▽
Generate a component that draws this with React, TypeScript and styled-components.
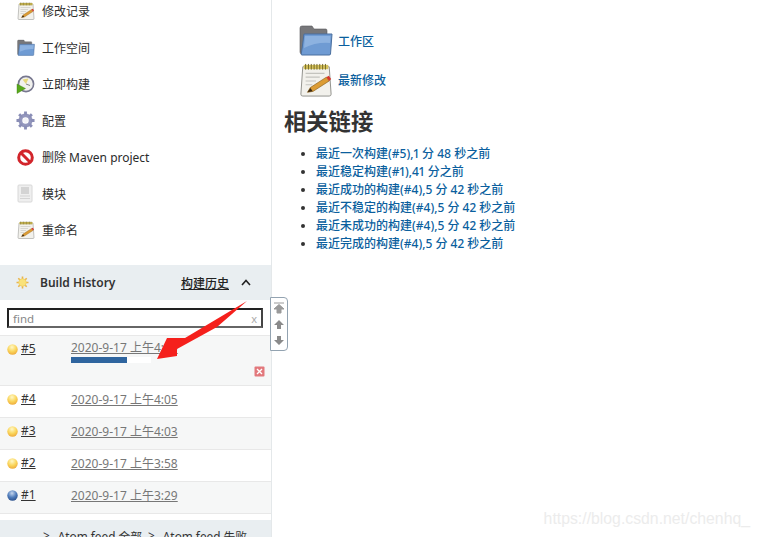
import React from "react";
import styled, { createGlobalStyle } from "styled-components";

const FONT = `"Noto Sans", "Noto Sans CJK SC", sans-serif`;

const GlobalStyle = createGlobalStyle`
  html, body {
    margin: 0;
    padding: 0;
    background: #fff;
    overflow: hidden;
  }
  * {
    box-sizing: border-box;
  }
`;

const Page = styled.div`
  position: relative;
  display: flex;
  width: 759px;
  height: 537px;
  overflow: hidden;
  font-family: ${FONT};
  font-size: 12px;
  color: #333;
`;

const Sidebar = styled.aside`
  width: 272px;
  height: 537px;
  flex: none;
  border-right: 1px solid #e4e8ea;
  overflow: hidden;
`;

const TaskList = styled.div`
  margin-top: -7px;
  padding-bottom: 16.5px;
`;

const TaskRow = styled.a`
  display: flex;
  align-items: center;
  height: 36.5px;
  padding-left: 16px;
  gap: 7px;
  color: #2b2b2b;
`;

const TaskIcon = styled.span`
  display: flex;
  align-items: center;
  justify-content: center;
  width: 19px;
  height: 19px;
  flex: none;
`;

const HistoryHeader = styled.div`
  display: flex;
  align-items: center;
  height: 35px;
  background: #e9eef1;
  padding-left: 16px;
`;

const HeaderTitle = styled.span`
  margin-left: 11px;
  font-weight: 600;
  color: #333;
`;

const HeaderLink = styled.span`
  margin-left: auto;
  font-weight: 500;
  text-decoration: underline;
  color: #222;
`;

const Chevron = styled.svg`
  margin: 0 20px 0 12px;
`;

const SearchBar = styled.div`
  height: 36px;
  padding: 8px 8px 0 7px;
  border-bottom: 1px solid #e8e8e8;
`;

const SearchBox = styled.div`
  display: flex;
  align-items: center;
  justify-content: space-between;
  height: 20px;
  padding: 0 4px 0 4px;
  border: 2px solid #222;
  border-bottom-color: #666;
  border-right-color: #444;
  color: #888;
  font-size: 11.5px;
`;

const ClearMark = styled.span`
  color: #aaa;
  font-size: 11px;
`;

const BuildRow = styled.div<{ $shaded?: boolean; $tall?: boolean }>`
  position: relative;
  display: flex;
  height: ${(props) => (props.$tall ? "50px" : "32px")};
  padding: 4px 0 0 7px;
  background: ${(props) => (props.$shaded ? "#f6f7f7" : "#fff")};
  border-bottom: 1px solid #e8e8e8;
`;

const BallWrap = styled.span`
  display: flex;
  width: 14px;
  height: 19px;
  align-items: center;
  flex: none;
`;

const BuildNumber = styled.span`
  width: 50px;
  flex: none;
  color: #333;
  text-decoration: underline;
`;

const BuildTime = styled.div`
  color: #777;
  text-decoration: underline;
  white-space: nowrap;
`;

const ProgressTrack = styled.div`
  width: 80px;
  height: 6px;
  margin-top: 1px;
  background: #fff;
`;

const ProgressFill = styled.div`
  height: 100%;
  background: #2f659f;
`;

const StopButton = styled.svg`
  position: absolute;
  right: 6px;
  bottom: 8px;
`;

const BuildInfo = styled.div`
  line-height: 16px;
`;

const FeedBar = styled.div`
  display: flex;
  gap: 6px;
  margin-top: 6px;
  height: 40px;
  padding: 7px 0 0 43px;
  background: #e9eef1;
  color: #333;
  font-size: 11.8px;
`;

const FeedLink = styled.span`
  display: flex;
  gap: 8px;
  white-space: nowrap;
`;

const Main = styled.main`
  flex: 1;
  padding: 25px 0 0 12px;
`;

const SummaryRow = styled.div<{ $height: number }>`
  display: flex;
  align-items: center;
  gap: 5px;
  height: ${(props) => props.$height}px;
  padding-left: 15px;
`;

const SummaryLink = styled.a`
  color: #0b5f9e;
  font-weight: 500;
`;

const Heading = styled.h1`
  margin: 1px 0 0;
  font-size: 22.3px;
  line-height: 36px;
  font-weight: 700;
  color: #333;
`;

const LinkList = styled.ul`
  list-style: disc;
  margin: 5px 0 0;
  padding: 0 0 0 32px;
`;

const LinkItem = styled.li`
  height: 18px;
  line-height: 18px;
  color: #333;
  white-space: nowrap;
`;

const LinkText = styled.a`
  color: #0b5f9e;
  font-weight: 500;
  font-variant-numeric: proportional-nums;
`;

const ScrollWidget = styled.div`
  position: absolute;
  left: 270px;
  top: 297px;
  display: flex;
  flex-direction: column;
  align-items: center;
  justify-content: space-between;
  width: 18px;
  height: 54px;
  padding: 4px 0;
  background: #fff;
  border: 1px solid #93a3b1;
  border-radius: 0 4px 4px 0;
`;

const Annotation = styled.svg`
  position: absolute;
  left: 150px;
  top: 295px;
  pointer-events: none;
`;

const Watermark = styled.div`
  position: absolute;
  right: 9px;
  top: 510px;
  font-family: "Liberation Sans", sans-serif;
  font-size: 15.8px;
  color: #ececec;
`;

const NotepadIcon = ({ size }: { size: number }) => (
  <svg width={size} height={size} viewBox="0 0 34 36">
    <path d="M3 4 H31 L33 33 Q33 35 31 35 H3 Q1 35 1 33Z" fill="#f2f1ec" stroke="#8d8d88" />
    <rect x="4" y="2" width="26" height="4.5" fill="#d6c25a" />
    <path d="M6 1v6M9 1v6M12 1v6M15 1v6M18 1v6M21 1v6M24 1v6M27 1v6" stroke="#6e6528" strokeWidth="1" />
    <path d="M6 11h20M6 15h15M6 19h11M6 23h7" stroke="#c4c4be" strokeWidth="1.2" />
    <path d="M8 31 L11 26 L28 15 L31 19 L14 30Z" fill="#dc9c34" stroke="#8a5f1c" strokeWidth="0.7" />
    <path d="M28 15 L31 19 L33 17 L30.5 13.5Z" fill="#d8342c" />
    <path d="M8 31 L11 26.5 L13.5 29.8Z" fill="#3b2a14" />
  </svg>
);

const FolderIcon = ({ size }: { size: number }) => (
  <svg width={size} height={size} viewBox="0 0 34 32">
    <path d="M1 3 Q1 1 3 1 H13 L15 4 H27 Q28 4 28 6 V10 H5 L4 29 H3 Q1 29 1 27Z" fill="#77777a" stroke="#58585b" strokeWidth="0.6" />
    <path d="M5 9 H33 L31.5 29 Q31.5 30 30 30 H3 Q2 30 2.3 29Z" fill="#6f9bd3" stroke="#4a6f9f" />
    <path d="M6 11 H31.5 L31 18 Q17 17 5 23Z" fill="#8db2e0" />
  </svg>
);

const ClockIcon = () => (
  <svg width="19" height="19" viewBox="0 0 19 19">
    <circle cx="10" cy="9" r="7.6" fill="#f1f1ee" stroke="#77778f" strokeWidth="1.6" />
    <path d="M10 9 L12.5 3.5 L6.5 4.5Z" fill="#e5d77a" />
    <path d="M10 9 L14 10.5" stroke="#777" strokeWidth="0.9" />
    <path d="M1 9 L9.5 13.5 L1 18.5Z" fill="#58a81c" stroke="#3e7f12" strokeWidth="0.4" />
  </svg>
);

const GearIcon = () => (
  <svg width="19" height="19" viewBox="0 0 20 20">
    <circle cx="10" cy="10" r="5.4" fill="none" stroke="#9497bd" strokeWidth="4" />
    <path
      d="M10 0.5v4M10 15.5v4M0.5 10h4M15.5 10h4M3.3 3.3l2.9 2.9M13.8 13.8l2.9 2.9M16.7 3.3l-2.9 2.9M6.2 13.8l-2.9 2.9"
      stroke="#8a8eb6"
      strokeWidth="3"
    />
    <circle cx="10" cy="10" r="2.6" fill="#f4f4f8" />
  </svg>
);

const NoEntryIcon = () => (
  <svg width="19" height="19" viewBox="0 0 19 19">
    <circle cx="9.5" cy="9.5" r="6.8" fill="#fff" stroke="#d2252b" strokeWidth="3" />
    <path d="M4.8 4.8 L14.2 14.2" stroke="#d2252b" strokeWidth="3" />
  </svg>
);

const ModuleIcon = () => (
  <svg width="19" height="19" viewBox="0 0 19 19">
    <rect x="2" y="1" width="14" height="17" rx="1" fill="#efefef" stroke="#d8d8d8" />
    <rect x="5" y="3" width="8" height="7" fill="#d4d4d4" />
    <path d="M4 12h10M4 14.5h10" stroke="#d4d4d4" strokeWidth="1.2" />
  </svg>
);

const SunIcon = () => (
  <svg width="13" height="13" viewBox="0 0 13 13">
    <path
      d="M6.5 0.5v12M0.5 6.5h12M2.3 2.3l8.4 8.4M10.7 2.3l-8.4 8.4"
      stroke="#e9b44c"
      strokeWidth="1.6"
    />
    <circle cx="6.5" cy="6.5" r="3.8" fill="#f9e27a" stroke="#edc95a" strokeWidth="0.6" />
  </svg>
);

const Ball = ({ blue }: { blue?: boolean }) => {
  const id = blue ? "ballBlue" : "ballYellow";
  return (
    <svg width="11" height="11" viewBox="0 0 11 11">
      <defs>
        <radialGradient id={id} cx="45%" cy="28%" r="75%">
          <stop offset="0" stopColor={blue ? "#c5d6ee" : "#fff8c8"} />
          <stop offset="0.55" stopColor={blue ? "#4f7cbb" : "#fad65c"} />
          <stop offset="1" stopColor={blue ? "#2a4f8a" : "#eda93a"} />
        </radialGradient>
      </defs>
      <circle cx="5.5" cy="5.5" r="5.2" fill={`url(#${id})`} />
    </svg>
  );
};

const tasks: { label: string; icon: React.ReactNode }[] = [
  { label: "修改记录", icon: <NotepadIcon size={18} /> },
  { label: "工作空间", icon: <FolderIcon size={18} /> },
  { label: "立即构建", icon: <ClockIcon /> },
  { label: "配置", icon: <GearIcon /> },
  { label: "删除 Maven project", icon: <NoEntryIcon /> },
  { label: "模块", icon: <ModuleIcon /> },
  { label: "重命名", icon: <NotepadIcon size={18} /> },
];

const builds = [
  { id: "#4", time: "2020-9-17 上午4:05", shaded: false },
  { id: "#3", time: "2020-9-17 上午4:03", shaded: true },
  { id: "#2", time: "2020-9-17 上午3:58", shaded: false },
  { id: "#1", time: "2020-9-17 上午3:29", shaded: true, blue: true },
];

const permalinks = [
  "最近一次构建(#5),1 分 48 秒之前",
  "最近稳定构建(#1),41 分之前",
  "最近成功的构建(#4),5 分 42 秒之前",
  "最近不稳定的构建(#4),5 分 42 秒之前",
  "最近未成功的构建(#4),5 分 42 秒之前",
  "最近完成的构建(#4),5 分 42 秒之前",
];

export default function App() {
  return (
    <Page>
      <GlobalStyle />
      <Sidebar>
        <TaskList>
          {tasks.map((task) => (
            <TaskRow key={task.label}>
              <TaskIcon>{task.icon}</TaskIcon>
              {task.label}
            </TaskRow>
          ))}
        </TaskList>

        <HistoryHeader>
          <SunIcon />
          <HeaderTitle>Build History</HeaderTitle>
          <HeaderLink>构建历史</HeaderLink>
          <Chevron width="10" height="7" viewBox="0 0 10 7">
            <path d="M1 6 L5 1.5 L9 6" fill="none" stroke="#222" strokeWidth="1.6" />
          </Chevron>
        </HistoryHeader>
        <SearchBar>
          <SearchBox>
            find
            <ClearMark>x</ClearMark>
          </SearchBox>
        </SearchBar>

        <BuildRow $shaded $tall>
          <BallWrap>
            <Ball />
          </BallWrap>
          <BuildNumber>#5</BuildNumber>
          <BuildInfo>
            <BuildTime>2020-9-17 上午4:05</BuildTime>
            <ProgressTrack>
              <ProgressFill style={{ width: "70%" }} />
            </ProgressTrack>
          </BuildInfo>
          <StopButton width="11" height="11" viewBox="0 0 11 11">
            <rect x="0.5" y="0.5" width="10" height="10" rx="1" fill="#e2787c" />
            <path d="M3 3 L8 8 M8 3 L3 8" stroke="#fff" strokeWidth="1.4" />
          </StopButton>
        </BuildRow>
        {builds.map((build) => (
          <BuildRow key={build.id} $shaded={build.shaded}>
            <BallWrap>
              <Ball blue={build.blue} />
            </BallWrap>
            <BuildNumber>{build.id}</BuildNumber>
            <BuildTime>{build.time}</BuildTime>
          </BuildRow>
        ))}

        <FeedBar>
          <FeedLink>
            <span>&gt;</span>
            <span>Atom feed 全部</span>
          </FeedLink>
          <FeedLink>
            <span>&gt;</span>
            <span>Atom feed 失败</span>
          </FeedLink>
        </FeedBar>
      </Sidebar>

      <Main>
        <SummaryRow $height={32}>
          <FolderIcon size={34} />
          <SummaryLink>工作区</SummaryLink>
        </SummaryRow>
        <SummaryRow $height={46}>
          <NotepadIcon size={34} />
          <SummaryLink>最新修改</SummaryLink>
        </SummaryRow>
        <Heading>相关链接</Heading>
        <LinkList>
          {permalinks.map((text) => (
            <LinkItem key={text}>
              <LinkText>{text}</LinkText>
            </LinkItem>
          ))}
        </LinkList>
      </Main>

      <ScrollWidget>
        <svg width="10" height="12" viewBox="0 0 10 12">
          <path d="M0 1h10M5 2.5 L10 7H7v4H3V7H0Z" stroke="#9a9a9a" strokeWidth="1" fill="#9a9a9a" />
        </svg>
        <svg width="10" height="11" viewBox="0 0 10 11">
          <path d="M5 1 L10 6H7v4H3V6H0Z" fill="#8a8a8a" />
        </svg>
        <svg width="10" height="11" viewBox="0 0 10 11">
          <path d="M3 1h4v4h3L5 10 0 5h3Z" fill="#8a8a8a" />
        </svg>
      </ScrollWidget>

      <Annotation width="100" height="70" viewBox="0 0 100 70">
        <path d="M97 6 L67 32 L27 54 L27 61 L7 64 L17 43 L35 43Z" fill="#f5201c" />
      </Annotation>

      <Watermark>https://blog.csdn.net/chenhq_</Watermark>
    </Page>
  );
}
△
From the data above, copy each line that has the string "components".

Generate a component that draws this with React, TypeScript and styled-components.
import styled, { createGlobalStyle } from "styled-components";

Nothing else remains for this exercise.